Abrió lo que parecía un control remoto de televisión hueco, y que en su interior guardaba tarjetas parecidas a las de las identificaciones, con etiquetas que aseguraban contenían las moléculas que el aparato iba a buscar: marihuana, cocaína, restos humanos, entre otros.

Seguimos en la búsqueda. De pronto alguien avisó que cerca de la mina, en la Cueva del Diablo habían encontrado un fémur, así que salimos de la boca del infierno para meternos en su madriguera.

Mientras una de las madres intentó acceder a la cueva alumbrada con la esperanza y un celular, el perito ya tenía el fémur en la mano, se negó a dar explicaciones, insistió que al acabar la búsqueda entonces hablaría, todo sin soltar el hueso, sin dar seña de nada.

Finalmente se llegó a la conclusión de que para entrar a la cueva se necesitaba de equipo especializado con el que no se contaba, la parte de la mina en donde había más basura era inaccesible a pie, y quizá habría valido la pena buscar ahí pero llegar era riesgoso, no se intentó, un dron habría ayudado, nadie llevaba ni uno.

El perito dio su explicación como si estuviera en una rueda de prensa rodeado de micrófonos, solo éramos tres personas del mismo equipo, aseguró que el hueso era de animal, y terminó con un “gracias, buenas tardes”. “Pero si el hueso es de animal ¿por qué te lo llevas?”, insistí. Pero él ya se había dado la vuelta y las madres veían indignadas la grosería en su falta de respuesta.

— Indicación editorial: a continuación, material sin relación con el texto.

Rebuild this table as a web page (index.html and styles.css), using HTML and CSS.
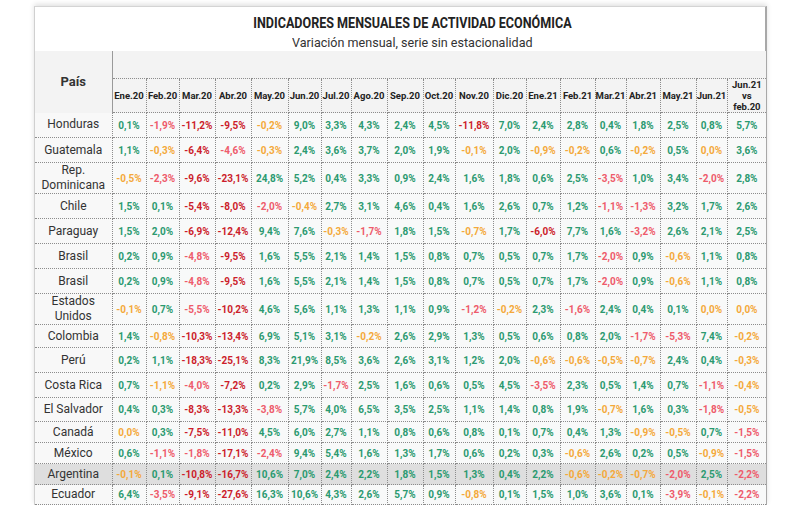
FILE: index.html
```html
<!DOCTYPE html>
<html lang="es">
<head>
<meta charset="utf-8">
<title>Indicadores mensuales de actividad económica</title>
<link rel="stylesheet" href="styles.css">
</head>
<body>
<div class="card">
  <div class="heading">
    <div class="title"><span>INDICADORES MENSUALES DE ACTIVIDAD ECONÓMICA</span></div>
    <div class="subtitle"><span>Variación mensual, serie sin estacionalidad</span></div>
  </div>
  <table class="grid">
    <colgroup>
      <col class="c-pais">
      <col style="width:34px"><col style="width:33px"><col style="width:36px"><col style="width:36px"><col style="width:37px"><col style="width:33px"><col style="width:30px"><col style="width:36px"><col style="width:36px"><col style="width:32px"><col style="width:38px"><col style="width:33px"><col style="width:34px"><col style="width:35px"><col style="width:31px"><col style="width:34px"><col style="width:36px"><col style="width:31px"><col style="width:39px">
    </colgroup>
    <thead>
      <tr class="h-top">
        <th class="pais" rowspan="2">País</th>
        <th class="blank" colspan="19"></th>
      </tr>
      <tr class="h-months">
        <th>Ene.20</th><th>Feb.20</th><th>Mar.20</th><th>Abr.20</th><th>May.20</th><th>Jun.20</th><th>Jul.20</th><th>Ago.20</th><th>Sep.20</th><th>Oct.20</th><th>Nov.20</th><th>Dic.20</th><th>Ene.21</th><th>Feb.21</th><th>Mar.21</th><th>Abr.21</th><th>May.21</th><th>Jun.21</th><th class="vs">Jun.21<br>vs<br>feb.20</th>
      </tr>
    </thead>
    <tbody>
      <tr>
        <th>Honduras</th>
        <td class="g">0,1%</td><td class="p">-1,9%</td><td class="r">-11,2%</td><td class="r">-9,5%</td><td class="o">-0,2%</td><td class="g">9,0%</td><td class="g">3,3%</td><td class="g">4,3%</td><td class="g">2,4%</td><td class="g">4,5%</td><td class="r">-11,8%</td><td class="g">7,0%</td><td class="g">2,4%</td><td class="g">2,8%</td><td class="g">0,4%</td><td class="g">1,8%</td><td class="g">2,5%</td><td class="g">0,8%</td><td class="g">5,7%</td>
      </tr>
      <tr>
        <th>Guatemala</th>
        <td class="g">1,1%</td><td class="o">-0,3%</td><td class="r">-6,4%</td><td class="p">-4,6%</td><td class="o">-0,3%</td><td class="g">2,4%</td><td class="g">3,6%</td><td class="g">3,7%</td><td class="g">2,0%</td><td class="g">1,9%</td><td class="o">-0,1%</td><td class="g">2,0%</td><td class="o">-0,9%</td><td class="o">-0,2%</td><td class="g">0,6%</td><td class="o">-0,2%</td><td class="g">0,5%</td><td class="o">0,0%</td><td class="g">3,6%</td>
      </tr>
      <tr class="tall">
        <th>Rep.<br>Dominicana</th>
        <td class="o">-0,5%</td><td class="p">-2,3%</td><td class="r">-9,6%</td><td class="r">-23,1%</td><td class="g">24,8%</td><td class="g">5,2%</td><td class="g">0,4%</td><td class="g">3,3%</td><td class="g">0,9%</td><td class="g">2,4%</td><td class="g">1,6%</td><td class="g">1,8%</td><td class="g">0,6%</td><td class="g">2,5%</td><td class="p">-3,5%</td><td class="g">1,0%</td><td class="g">3,4%</td><td class="p">-2,0%</td><td class="g">2,8%</td>
      </tr>
      <tr>
        <th>Chile</th>
        <td class="g">1,5%</td><td class="g">0,1%</td><td class="r">-5,4%</td><td class="r">-8,0%</td><td class="p">-2,0%</td><td class="o">-0,4%</td><td class="g">2,7%</td><td class="g">3,1%</td><td class="g">4,6%</td><td class="g">0,4%</td><td class="g">1,6%</td><td class="g">2,6%</td><td class="g">0,7%</td><td class="g">1,2%</td><td class="p">-1,1%</td><td class="p">-1,3%</td><td class="g">3,2%</td><td class="g">1,7%</td><td class="g">2,6%</td>
      </tr>
      <tr>
        <th>Paraguay</th>
        <td class="g">1,5%</td><td class="g">2,0%</td><td class="r">-6,9%</td><td class="r">-12,4%</td><td class="g">9,4%</td><td class="g">7,6%</td><td class="o">-0,3%</td><td class="p">-1,7%</td><td class="g">1,8%</td><td class="g">1,5%</td><td class="o">-0,7%</td><td class="g">1,7%</td><td class="r">-6,0%</td><td class="g">7,7%</td><td class="g">1,6%</td><td class="p">-3,2%</td><td class="g">2,6%</td><td class="g">2,1%</td><td class="g">2,5%</td>
      </tr>
      <tr>
        <th>Brasil</th>
        <td class="g">0,2%</td><td class="g">0,9%</td><td class="p">-4,8%</td><td class="r">-9,5%</td><td class="g">1,6%</td><td class="g">5,5%</td><td class="g">2,1%</td><td class="g">1,4%</td><td class="g">1,5%</td><td class="g">0,8%</td><td class="g">0,7%</td><td class="g">0,5%</td><td class="g">0,7%</td><td class="g">1,7%</td><td class="p">-2,0%</td><td class="g">0,9%</td><td class="o">-0,6%</td><td class="g">1,1%</td><td class="g">0,8%</td>
      </tr>
      <tr>
        <th>Brasil</th>
        <td class="g">0,2%</td><td class="g">0,9%</td><td class="p">-4,8%</td><td class="r">-9,5%</td><td class="g">1,6%</td><td class="g">5,5%</td><td class="g">2,1%</td><td class="g">1,4%</td><td class="g">1,5%</td><td class="g">0,8%</td><td class="g">0,7%</td><td class="g">0,5%</td><td class="g">0,7%</td><td class="g">1,7%</td><td class="p">-2,0%</td><td class="g">0,9%</td><td class="o">-0,6%</td><td class="g">1,1%</td><td class="g">0,8%</td>
      </tr>
      <tr class="tall">
        <th>Estados<br>Unidos</th>
        <td class="o">-0,1%</td><td class="g">0,7%</td><td class="p">-5,5%</td><td class="r">-10,2%</td><td class="g">4,6%</td><td class="g">5,6%</td><td class="g">1,1%</td><td class="g">1,3%</td><td class="g">1,1%</td><td class="g">0,9%</td><td class="p">-1,2%</td><td class="o">-0,2%</td><td class="g">2,3%</td><td class="p">-1,6%</td><td class="g">2,4%</td><td class="g">0,4%</td><td class="g">0,1%</td><td class="o">0,0%</td><td class="o">0,0%</td>
      </tr>
      <tr class="r23">
        <th>Colombia</th>
        <td class="g">1,4%</td><td class="o">-0,8%</td><td class="r">-10,3%</td><td class="r">-13,4%</td><td class="g">6,9%</td><td class="g">5,1%</td><td class="g">3,1%</td><td class="o">-0,2%</td><td class="g">2,6%</td><td class="g">2,9%</td><td class="g">1,3%</td><td class="g">0,5%</td><td class="g">0,6%</td><td class="g">0,8%</td><td class="g">2,0%</td><td class="p">-1,7%</td><td class="p">-5,3%</td><td class="g">7,4%</td><td class="o">-0,2%</td>
      </tr>
      <tr>
        <th>Perú</th>
        <td class="g">0,2%</td><td class="g">1,1%</td><td class="r">-18,3%</td><td class="r">-25,1%</td><td class="g">8,3%</td><td class="g">21,9%</td><td class="g">8,5%</td><td class="g">3,6%</td><td class="g">2,6%</td><td class="g">3,1%</td><td class="g">1,2%</td><td class="g">2,0%</td><td class="o">-0,6%</td><td class="o">-0,6%</td><td class="o">-0,5%</td><td class="o">-0,7%</td><td class="g">2,4%</td><td class="g">0,4%</td><td class="o">-0,3%</td>
      </tr>
      <tr>
        <th>Costa Rica</th>
        <td class="g">0,7%</td><td class="o">-1,1%</td><td class="p">-4,0%</td><td class="r">-7,2%</td><td class="g">0,2%</td><td class="g">2,9%</td><td class="p">-1,7%</td><td class="g">2,5%</td><td class="g">1,6%</td><td class="g">0,6%</td><td class="g">0,5%</td><td class="g">4,5%</td><td class="p">-3,5%</td><td class="g">2,3%</td><td class="g">0,5%</td><td class="g">1,4%</td><td class="g">0,7%</td><td class="p">-1,1%</td><td class="o">-0,4%</td>
      </tr>
      <tr class="r24">
        <th>El Salvador</th>
        <td class="g">0,4%</td><td class="g">0,3%</td><td class="r">-8,3%</td><td class="r">-13,3%</td><td class="p">-3,8%</td><td class="g">5,7%</td><td class="g">4,0%</td><td class="g">6,5%</td><td class="g">3,5%</td><td class="g">2,5%</td><td class="g">1,1%</td><td class="g">1,4%</td><td class="g">0,8%</td><td class="g">1,9%</td><td class="o">-0,7%</td><td class="g">1,6%</td><td class="g">0,3%</td><td class="p">-1,8%</td><td class="o">-0,5%</td>
      </tr>
      <tr class="r22">
        <th>Canadá</th>
        <td class="o">0,0%</td><td class="g">0,3%</td><td class="r">-7,5%</td><td class="r">-11,0%</td><td class="g">4,5%</td><td class="g">6,0%</td><td class="g">2,7%</td><td class="g">1,1%</td><td class="g">0,8%</td><td class="g">0,6%</td><td class="g">0,8%</td><td class="g">0,1%</td><td class="g">0,7%</td><td class="g">0,4%</td><td class="g">1,3%</td><td class="o">-0,9%</td><td class="o">-0,5%</td><td class="g">0,7%</td><td class="p">-1,5%</td>
      </tr>
      <tr class="r21">
        <th>México</th>
        <td class="g">0,6%</td><td class="p">-1,1%</td><td class="p">-1,8%</td><td class="r">-17,1%</td><td class="p">-2,4%</td><td class="g">9,4%</td><td class="g">5,4%</td><td class="g">1,6%</td><td class="g">1,3%</td><td class="g">1,7%</td><td class="g">0,6%</td><td class="g">0,2%</td><td class="g">0,3%</td><td class="o">-0,6%</td><td class="g">2,6%</td><td class="g">0,2%</td><td class="g">0,5%</td><td class="o">-0,9%</td><td class="p">-1,5%</td>
      </tr>
      <tr class="r21 hl">
        <th>Argentina</th>
        <td class="o">-0,1%</td><td class="g">0,1%</td><td class="r">-10,8%</td><td class="r">-16,7%</td><td class="g">10,6%</td><td class="g">7,0%</td><td class="g">2,4%</td><td class="g">2,2%</td><td class="g">1,8%</td><td class="g">1,5%</td><td class="g">1,3%</td><td class="g">0,4%</td><td class="g">2,2%</td><td class="o">-0,6%</td><td class="o">-0,2%</td><td class="o">-0,7%</td><td class="p">-2,0%</td><td class="g">2,5%</td><td class="p">-2,2%</td>
      </tr>
      <tr class="r20">
        <th>Ecuador</th>
        <td class="g">6,4%</td><td class="p">-3,5%</td><td class="r">-9,1%</td><td class="r">-27,6%</td><td class="g">16,3%</td><td class="g">10,6%</td><td class="g">4,3%</td><td class="g">2,6%</td><td class="g">5,7%</td><td class="g">0,9%</td><td class="o">-0,8%</td><td class="g">0,1%</td><td class="g">1,5%</td><td class="g">1,0%</td><td class="g">3,6%</td><td class="g">0,1%</td><td class="p">-3,9%</td><td class="o">-0,1%</td><td class="p">-2,2%</td>
      </tr>
    </tbody>
  </table>
</div>
</body>
</html>
```

FILE: styles.css
```css
html, body {
  margin: 0;
  padding: 0;
  background: #ffffff;
}

body {
  font-family: Roboto, "Liberation Sans", Arial, sans-serif;
  color: #333333;
}

.card {
  margin: 6px 0 0 34px;
  width: 733px;
  background: #ffffff;
  border-top: 1px solid #d4d4d4;
  border-left: 1px solid #d0d0d0;
  border-right: 2px solid #a8a8a8;
  box-shadow: 0 -2px 5px rgba(0, 0, 0, 0.12);
  box-sizing: border-box;
}

.heading {
  padding: 7px 0 0 24px;
  text-align: center;
  height: 44px;
  box-sizing: border-box;
}

.title {
  line-height: 18px;
  height: 18px;
  font-size: 15.5px;
  font-weight: 700;
  color: #222222;
}

.title span,
.subtitle span {
  display: inline-block;
  white-space: nowrap;
}

.title span {
  transform: scaleX(0.81);
}

.subtitle {
  margin-top: 2px;
  line-height: 17px;
  height: 17px;
  font-size: 13.5px;
  color: #333333;
}

.subtitle span {
  transform: scaleX(0.93);
}

.grid {
  width: 731px;
  table-layout: fixed;
  border-collapse: collapse;
  font-family: Roboto, "Liberation Sans", Arial, sans-serif;
}

.c-pais {
  width: 77px;
}

.grid thead th {
  background: #f3f3f3;
  font-size: 9.5px;
  font-weight: 700;
  color: #222222;
  padding: 0;
  text-align: center;
  white-space: nowrap;
}

.grid thead th.pais {
  font-size: 13px;
  font-weight: 700;
  color: #333333;
  border-right: 1px solid #9a9a9a;
  padding-top: 0;
}

.h-top th.blank {
  height: 27px;
  border-bottom: 1px dotted #8c8c8c;
}

.h-months th {
  height: 30px;
  border-left: 1px dotted #8c8c8c;
  border-right: 1px dotted #8c8c8c;
  border-bottom: 1px dotted #8c8c8c;
  padding-top: 2px;
  box-sizing: border-box;
}

.h-months th.vs {
  line-height: 11px;
  padding-top: 0;
  border-right: none;
}

.grid tbody th {
  font-weight: 400;
  font-size: 12px;
  line-height: 15px;
  color: #333333;
  background: #f8f8f8;
  border-bottom: 1px dotted #8c8c8c;
  border-right: 1px dotted #8c8c8c;
  padding: 0;
  text-align: center;
}

.grid tbody td {
  height: 24px;
  padding: 0;
  font-size: 10px;
  font-weight: 700;
  text-align: center;
  background: #f8f9f9;
  border: 1px dotted #8c8c8c;
  white-space: nowrap;
}

.grid tbody td:last-child {
  border-right: none;
}

.grid tbody tr {
  height: 24px;
}

.grid tbody tr.tall,
.grid tbody tr.tall td {
  height: 30px;
}

.grid tbody tr.r24,
.grid tbody tr.r24 td {
  height: 23px;
}

.grid tbody tr.r23,
.grid tbody tr.r23 td {
  height: 22px;
}

.grid tbody tr.r22,
.grid tbody tr.r22 td {
  height: 20px;
}

.grid tbody tr.r21,
.grid tbody tr.r21 td {
  height: 20px;
}

.grid tbody tr.r20,
.grid tbody tr.r20 td {
  height: 19px;
}

.grid tbody tr.hl th,
.grid tbody tr.hl td {
  background: #dedede;
}

.g {
  color: #2b9a70;
}

.o {
  color: #f4a93b;
}

.p {
  color: #ee5b6b;
}

.r {
  color: #cc1d2b;
}
```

Fue hasta dos días después que estaba revisando el material grabado, que volví a detenerme en la dichosa tecnología que llevaban los policías estatales. Estaba a punto de transmitir una nota diciendo que ese aparato servía para algo que sonaba raro. Fue muy rápido, una veloz búsqueda en Google me llevó a decenas de artículos del 2010, 2011 y 2012 que hablaban del “detector de a- mentiras”, el fraude en el que la Secretaría de la Defensa había gastado millones para tratar de detectar drogas y que había quedado comprobado no servía para nada. No solo su creador había sido condenado a pasar algunos años en la cárcel del Reino Unido por defraudar a medio un mundo con un aparato que no hacía nada, sino que un científico mexicano, el Dr. Luis Wolf Mochan, ya había hecho una investigación en la que demostraba que lo mismo habría servido echar una moneda al aire para tener el mismo número de resultados positivos en una búsqueda.

¡Diez años! Desde hace más de diez años sabemos que esos aparatos no sirven para nada y las policías estatales siguen utilizándolos mientras las madres buscadoras son engañadas. ¿Quién en el mando policial lo sabe? ¿Quién lo permitió?

Hablé con una buscadora de otro estado, le pregunté si con ellas también usan el GT200, me dijo que no, que al igual que las madres del Estado de México, tienen dudas sobre si los perros están realmente entrenados en búsquedas. Le conté del forense y el fémur, se adelantó a mi relato: “seguro te dijo que es de animal, eso dicen siempre, y se los llevan”.

El Dr. Mochan no podía creer que el GT200 que él había desenmascarado hace más de diez años siguiera usándose. Sacó su propio buscador, me contó que lo venden por diez dólares para encontrar pelotas de golf. Pero si no sirve para buscar sustancias, tampoco tendría porqué servir para encontrar pelotas de golf, insistí.

“Sí, es que si tu pierdes tu pelota en una trampa de arena, y vas con un aparato que tiene una atea que apunta para donde muevas tu mano, hay tantas pelotas ahí enterradas, que seguro encontrarás alguna.” En México también, hay tantos cuerpos bajo la tierra, que si vamos con un fraude en la mano y cavamos lo suficiente, seguramente también encontraremos uno.